Anthony Foronda

Anthony was born in Washington, DC and has been illustrating and designing for more than twenty years. His father worked in the engraving department of the Washington Post, and his mother worked for AT&T. He recalls running through the rows of presses at the Post as a young child, and relishing the comics and illustrations on the pages of the paper. Growing up in a political city, the influence of politics and social justice on his life was unavoidable. As a teenager, he was involved with music and was exposed to the DC hardcore punk scene of the late eighties. This was mixed in with political protests revolving around apartheid and the El Salvadoran Death Squads. Many of the protests revolved around the bands that he followed. In high school, Anthony became involved with Amnesty International and is still a member today. Anthony has graced the pages of The New York Times, The Washington Post, Red Herring Financial Magazine, St.
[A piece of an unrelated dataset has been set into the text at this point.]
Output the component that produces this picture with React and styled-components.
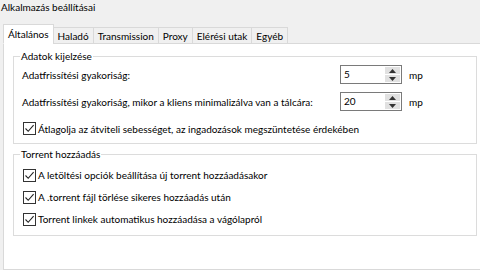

Petersburg Times, The Miami Herald, National Public Radio, and Government Executive Magazine, NAACP's Opportunities Magazine and was a regular contributor to the Miami Herald Tropic Magazine with a weekly illustration for a column called True Lies. He has been selected in American Illustration, The Society of Illustrators of Los Angeles, Alternative Pick Awards and the Lurzer's Archive's "200 Best Illustrators Worldwide". Before freelancing full-time, Anthony also worked as a creative director focusing on advertising to ethnic markets in the US. Anthony now lives in the rural town of Putnam, CT with his wife Michelle, daughter Beatrice, cat Atticus, and studio mate Sula (his yellow Labrador). In his spare time he studies the Japanese martial art Aikido, practices Zen meditation, is a council member in town organisations, and enjoys traveling abroad. Anthony is a political activist and believes that art has an obligation to inform the community and world about the truth.